-- begin Supplied data --

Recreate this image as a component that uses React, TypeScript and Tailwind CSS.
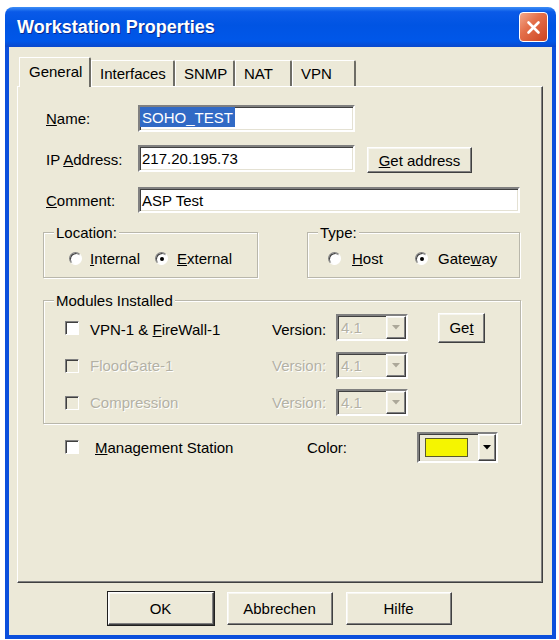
import React from "react";

const sunken =
  "border-2 border-t-[#808080] border-l-[#808080] border-r-white border-b-white shadow-[inset_1px_1px_0_#404040,inset_-1px_-1px_0_#e4e1d3]";
const raised =
  "border border-t-white border-l-white border-r-[#404040] border-b-[#404040] shadow-[inset_-1px_-1px_0_#808080,inset_1px_1px_0_#f7f6f0]";
const disabledText = "text-[#b3b1a5] [text-shadow:1px_1px_0_#ffffff]";

function Radio({ checked }: { checked?: boolean }) {
  return (
    <span className="inline-flex shrink-0 items-center justify-center w-[13px] h-[13px] rounded-full bg-white border border-t-[#808080] border-l-[#808080] border-r-white border-b-white shadow-[inset_1px_1px_0_#404040]">
      {checked && <span className="w-[4px] h-[4px] rounded-full bg-black" />}
    </span>
  );
}

function Check({ disabled }: { disabled?: boolean }) {
  return (
    <span
      className={`inline-block shrink-0 w-[14px] h-[14px] border border-t-[#808080] border-l-[#808080] border-r-white border-b-white shadow-[inset_1px_1px_0_#404040] ${
        disabled ? "bg-[#ECE9D8]" : "bg-white"
      }`}
    />
  );
}

function Arrow({ color }: { color: string }) {
  return (
    <svg width="8" height="5" viewBox="0 0 8 5">
      <polygon points="0,0 8,0 4,4.5" fill={color} />
    </svg>
  );
}

function VersionCombo() {
  return (
    <div className={`w-[72px] h-[27px] flex bg-[#ECE9D8] ${sunken}`}>
      <span className={`flex-1 flex items-center pl-[3px] ${disabledText}`}>4.1</span>
      <span className={`w-[20px] flex items-center justify-center bg-[#ECE9D8] ${raised}`}>
        <Arrow color="#aca899" />
      </span>
    </div>
  );
}

function Button({
  children,
  className = "",
  isDefault,
}: {
  children: React.ReactNode;
  className?: string;
  isDefault?: boolean;
}) {
  return (
    <div
      className={`flex items-center justify-center bg-[#ECE9D8] ${
        isDefault ? "outline outline-1 outline-[#202020]" : ""
      } ${raised} ${className}`}
    >
      {children}
    </div>
  );
}

function Tab({
  label,
  width,
  selected,
}: {
  label: string;
  width: string;
  selected?: boolean;
}) {
  return (
    <div
      className={`${width} flex items-center pl-[8px] bg-[#ECE9D8] rounded-tr-[2px] border-t border-l border-t-white border-l-white border-r-2 border-r-[#6e6d66] ${
        selected ? "h-[30px] -mb-[1px] relative z-10 pl-[9px] pb-[2px]" : "h-[26px]"
      }`}
    >
      {label}
    </div>
  );
}

function GroupBox({
  title,
  className = "",
  children,
}: {
  title: string;
  className?: string;
  children: React.ReactNode;
}) {
  return (
    <div
      className={`flex flex-col border border-[#b9b7ab] shadow-[inset_1px_1px_0_#ffffff,1px_1px_0_#ffffff] ${className}`}
    >
      <span className="-mt-[9px] ml-[10px] px-[2px] w-fit h-[17px] leading-[17px] bg-[#ECE9D8]">
        {title}
      </span>
      {children}
    </div>
  );
}

export default function App() {
  return (
    <div className="w-[559px] h-[640px] bg-white pt-[7px] pl-[5px] [font-family:'Liberation_Sans',Arial,sans-serif] text-[15px] leading-none text-black">
      <div className="w-[551px] h-[632px] flex flex-col rounded-t-[8px] overflow-hidden">
        {/* title bar */}
        <div className="h-[40px] shrink-0 flex items-center justify-between pl-[12px] pr-[8px] bg-[linear-gradient(180deg,#3d8ef6_0%,#0a5ae8_12%,#0054e3_45%,#0057e9_85%,#0a48cc_100%)]">
          <span className="text-white font-bold text-[18px] [text-shadow:1px_1px_0_#0b2b8f]">
            Workstation Properties
          </span>
          <div className="w-[29px] h-[30px] rounded-[4px] border border-white bg-[linear-gradient(135deg,#f3a98c_0%,#e4704b_40%,#cc4320_100%)] flex items-center justify-center shadow-[0_0_1px_#0a3a9a]">
            <svg width="15" height="15" viewBox="0 0 15 15">
              <path d="M2.5 2.5 L12.5 12.5 M12.5 2.5 L2.5 12.5" stroke="white" strokeWidth="2.6" strokeLinecap="round" />
            </svg>
          </div>
        </div>

        {/* dialog body */}
        <div className="flex-1 flex flex-col bg-[#ECE9D8] border-x-4 border-b-4 border-[#0b4fdc] pt-[10px]">
          {/* tabs */}
          <div className="flex items-end h-[29px] pl-[10px]">
            <Tab label="General" width="w-[72px]" selected />
            <Tab label="Interfaces" width="w-[84px]" />
            <Tab label="SNMP" width="w-[60px]" />
            <Tab label="NAT" width="w-[57px]" />
            <Tab label="VPN" width="w-[64px]" />
          </div>

          {/* tab page */}
          <div className="ml-[8px] w-[526px] h-[497px] flex flex-col pt-[18px] pl-[25px] border border-t-white border-l-white border-r-[#404040] border-b-[#404040] shadow-[inset_-1px_-1px_0_#808080]">
            <div className="flex items-center h-[27px] ml-[3px]">
              <span className="w-[92px]">
                <u>N</u>ame:
              </span>
              <div className={`w-[217px] h-[27px] bg-white flex items-start ${sunken}`}>
                <span className="h-[20px] px-[2px] flex items-center bg-[#316ac5] text-white">SOHO_TEST</span>
              </div>
            </div>

            <div className="flex h-[28px] mt-[13px] ml-[3px]">
              <span className="w-[92px] self-center">
                IP <u>A</u>ddress:
              </span>
              <div className={`w-[217px] h-[27px] bg-white flex items-center pl-[2px] ${sunken}`}>
                217.20.195.73
              </div>
              <Button className="ml-[12px] w-[105px] h-[26px] self-end">
                <span>
                  <u>G</u>et address
                </span>
              </Button>
            </div>

            <div className="flex items-center h-[26px] mt-[14px] ml-[3px]">
              <span className="w-[92px]">
                <u>C</u>omment:
              </span>
              <div className={`w-[382px] h-[26px] bg-white flex items-center pl-[2px] ${sunken}`}>
                ASP Test
              </div>
            </div>

            <div className="flex mt-[19px]">
              <GroupBox title="Location:" className="w-[215px] h-[46px]">
                <div className="flex items-center h-[17px] mt-[9px] ml-[25px]">
                  <span className="w-[86px] flex items-center">
                    <Radio />
                    <span className="ml-[8px]">
                      <u>I</u>nternal
                    </span>
                  </span>
                  <span className="flex items-center">
                    <Radio checked />
                    <span className="ml-[9px]">
                      <u>E</u>xternal
                    </span>
                  </span>
                </div>
              </GroupBox>
              <GroupBox title="Type:" className="ml-[49px] w-[213px] h-[46px]">
                <div className="flex items-center h-[17px] mt-[9px] ml-[20px]">
                  <span className="w-[87px] flex items-center">
                    <Radio />
                    <span className="ml-[11px]">
                      <u>H</u>ost
                    </span>
                  </span>
                  <span className="flex items-center">
                    <Radio checked />
                    <span className="ml-[10px]">
                      Gate<u>w</u>ay
                    </span>
                  </span>
                </div>
              </GroupBox>
            </div>

            <GroupBox title="Modules Installed" className="mt-[22px] w-[478px] h-[124px]">
              <div className="flex items-center h-[27px] mt-[5px] ml-[21px]">
                <Check />
                <span className="ml-[11px] w-[182px] pt-[4px]">
                  VPN-1 &amp; <u>F</u>ireWall-1
                </span>
                <span className="w-[64px] pt-[4px]">Version:</span>
                <VersionCombo />
                <Button className="ml-[30px] w-[47px] h-[30px]">
                  <span>
                    Ge<u>t</u>
                  </span>
                </Button>
              </div>
              <div className="flex items-center h-[27px] mt-[11px] ml-[21px]">
                <Check disabled />
                <span className={`ml-[11px] w-[182px] ${disabledText}`}>FloodGate-1</span>
                <span className={`w-[64px] ${disabledText}`}>Version:</span>
                <VersionCombo />
              </div>
              <div className="flex items-center h-[27px] mt-[10px] ml-[21px]">
                <Check disabled />
                <span className={`ml-[11px] w-[182px] ${disabledText}`}>Compression</span>
                <span className={`w-[64px] ${disabledText}`}>Version:</span>
                <VersionCombo />
              </div>
            </GroupBox>

            <div className="flex items-center h-[31px] mt-[8px]">
              <span className="ml-[22px]">
                <Check />
              </span>
              <span className="ml-[16px] w-[212px]">
                <u>M</u>anagement Station
              </span>
              <span className="w-[110px]">Color:</span>
              <div className={`w-[81px] h-[31px] flex bg-[#ECE9D8] ${sunken}`}>
                <span className="flex-1 flex items-center pl-[6px]">
                  <span className="w-[43px] h-[19px] bg-[#f5f500] border border-[#5a5a2a]" />
                </span>
                <span className={`w-[18px] flex items-center justify-center ${raised}`}>
                  <Arrow color="#000000" />
                </span>
              </div>
            </div>
          </div>

          {/* dialog buttons */}
          <div className="flex justify-center gap-[13px] mt-[9px] pr-[2px]">
            <Button isDefault className="w-[106px] h-[33px]">
              OK
            </Button>
            <Button className="w-[106px] h-[33px]">Abbrechen</Button>
            <Button className="w-[106px] h-[33px]">Hilfe</Button>
          </div>
        </div>
      </div>
    </div>
  );
}
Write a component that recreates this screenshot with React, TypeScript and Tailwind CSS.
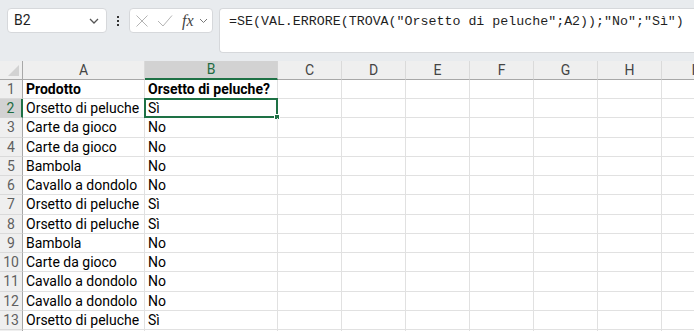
import React from "react";

const cols = [
  { id: "A", w: "w-[122px]" },
  { id: "B", w: "w-[133px]" },
  { id: "C", w: "w-[64px]" },
  { id: "D", w: "w-[64px]" },
  { id: "E", w: "w-[64px]" },
  { id: "F", w: "w-[64px]" },
  { id: "G", w: "w-[64px]" },
  { id: "H", w: "w-[64px]" },
  { id: "I", w: "w-[64px]" },
];

const data: [string, string][] = [
  ["Prodotto", "Orsetto di peluche?"],
  ["Orsetto di peluche", "Sì"],
  ["Carte da gioco", "No"],
  ["Carte da gioco", "No"],
  ["Bambola", "No"],
  ["Cavallo a dondolo", "No"],
  ["Orsetto di peluche", "Sì"],
  ["Orsetto di peluche", "Sì"],
  ["Bambola", "No"],
  ["Carte da gioco", "No"],
  ["Cavallo a dondolo", "No"],
  ["Cavallo a dondolo", "No"],
  ["Orsetto di peluche", "Sì"],
  ["", ""],
];

const cellFont = { fontFamily: "'Liberation Sans Narrow', Roboto, sans-serif" };

function Toolbar() {
  return (
    <div className="flex h-[61px] bg-[#e8ebee] pt-[8px] pl-[7px]">
      <div className="flex h-[25px] w-[100px] items-center justify-between rounded-[4px] border border-[#d6d8db] bg-white pl-[6px] pr-[6px]">
        <span className="text-[14px] text-[#1f1f1f]" style={{ fontFamily: "Roboto, sans-serif" }}>B2</span>
        <svg width="12" height="8" viewBox="0 0 12 8" fill="none" stroke="#555" strokeWidth="1.3">
          <path d="M2 2l4 4 4-4" />
        </svg>
      </div>
      <div className="flex h-[25px] w-[22px] flex-col items-center justify-center gap-[2px]">
        <span className="h-[2px] w-[2px] bg-[#333]" />
        <span className="h-[2px] w-[2px] bg-[#333]" />
        <span className="h-[2px] w-[2px] bg-[#333]" />
      </div>
      <div className="flex h-[25px] w-[84px] items-center rounded-[4px] border border-[#d6d8db] bg-white pl-[5px]">
        <svg width="14" height="14" viewBox="0 0 14 14" fill="none" stroke="#b4b4b4" strokeWidth="1">
          <path d="M1.5 1.5l11 11M12.5 1.5l-11 11" />
        </svg>
        <svg className="ml-[8px]" width="16" height="14" viewBox="0 0 16 14" fill="none" stroke="#b4b4b4" strokeWidth="1">
          <path d="M1 7l5 5L15 1.5" />
        </svg>
        <span
          className="ml-[9px] text-[16px] italic leading-none text-[#444]"
          style={{ fontFamily: "'Liberation Serif', serif" }}
        >
          fx
        </span>
        <svg className="ml-[5px]" width="9" height="6" viewBox="0 0 9 6" fill="none" stroke="#777" strokeWidth="1">
          <path d="M1 1l3.5 3.5L8 1" />
        </svg>
      </div>
      <div className="ml-[6px] flex h-[45px] flex-1 rounded-l-[4px] border border-r-0 border-[#d6d8db] bg-white pl-[9px] pt-[3px]">
        <span
          className="whitespace-pre text-[13.3px] text-[#1f1f1f]"
          style={{ fontFamily: "'Liberation Mono', monospace" }}
        >
          =SE(VAL.ERRORE(TROVA("Orsetto di peluche";A2));"No";"Sì")
        </span>
      </div>
    </div>
  );
}

function HeaderRow() {
  return (
    <div className="flex h-[19px]">
      <div className="relative w-[23px] shrink-0 border-r border-b border-[#a8a8a8] bg-[#efefef]">
        <svg className="absolute right-[3px] bottom-[3px]" width="11" height="11" viewBox="0 0 11 11">
          <path d="M11 0V11H0z" fill="#d2d2d2" />
        </svg>
      </div>
      {cols.map((c) => (
        <div
          key={c.id}
          className={`${c.w} flex shrink-0 items-center justify-center border-r text-[14px] ${
            c.id === "B"
              ? "border-b-2 border-b-[#1e7145] border-r-[#d4d4d4] bg-[#d2d2d2] text-[#1e6b41]"
              : "border-b border-b-[#a8a8a8] border-r-[#dadada] bg-[#efefef] text-[#444]"
          }`}
          style={{ fontFamily: "Roboto, sans-serif" }}
        >
          {c.id}
        </div>
      ))}
    </div>
  );
}

function Row({ n, a, b }: { n: number; a: string; b: string }) {
  const sel = n === 2;
  const bold = n === 1;
  const h = n % 4 === 3 ? "h-[20px]" : "h-[19px]";
  return (
    <div className={`flex ${h}`}>
      <div
        className={`flex w-[23px] shrink-0 items-center justify-center border-b text-[14px] ${
          sel
            ? "border-r-2 border-r-[#1e7145] border-b-[#d4d4d4] bg-[#d2d2d2] text-[#1e6b41]"
            : "border-r border-r-[#a8a8a8] border-b-[#dadada] bg-[#efefef] text-[#5f5f5f]"
        }`}
        style={{ fontFamily: "Roboto, sans-serif" }}
      >
        {n < 14 ? n : ""}
      </div>
      <div
        className={`flex w-[122px] shrink-0 items-center overflow-hidden whitespace-nowrap border-r border-b border-[#e1e1e1] pl-[3px] text-[14px] text-black ${
          bold ? "font-bold" : ""
        }`}
        style={cellFont}
      >
        {a}
      </div>
      <div
        className={`relative flex w-[133px] shrink-0 items-center whitespace-nowrap border-r border-b border-[#e1e1e1] pl-[3px] text-[14px] text-black ${
          bold ? "font-bold" : ""
        }`}
        style={cellFont}
      >
        {b}
        {sel && (
          <>
            <div className="absolute -top-[1px] -left-[1px] -right-[1px] -bottom-[1px] border-2 border-[#1e7145]" />
            <div className="absolute -right-[3px] -bottom-[3px] h-[6px] w-[6px] border border-white bg-[#1e7145]" />
          </>
        )}
      </div>
      {cols.slice(2).map((c) => (
        <div key={c.id} className={`${c.w} shrink-0 border-r border-b border-[#e1e1e1]`} />
      ))}
    </div>
  );
}

export default function App() {
  return (
    <div className="h-[331px] w-[694px] overflow-hidden bg-white">
      <Toolbar />
      <HeaderRow />
      {data.map((r, i) => (
        <Row key={i} n={i + 1} a={r[0]} b={r[1]} />
      ))}
    </div>
  );
}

-- end Supplied data --

▶ **What is required**:
Locate the word "TypeScript" in the records and collect each line it appears in.

▶ **Written response**:
Recreate this image as a component that uses React, TypeScript and Tailwind CSS.
Write a component that recreates this screenshot with React, TypeScript and Tailwind CSS.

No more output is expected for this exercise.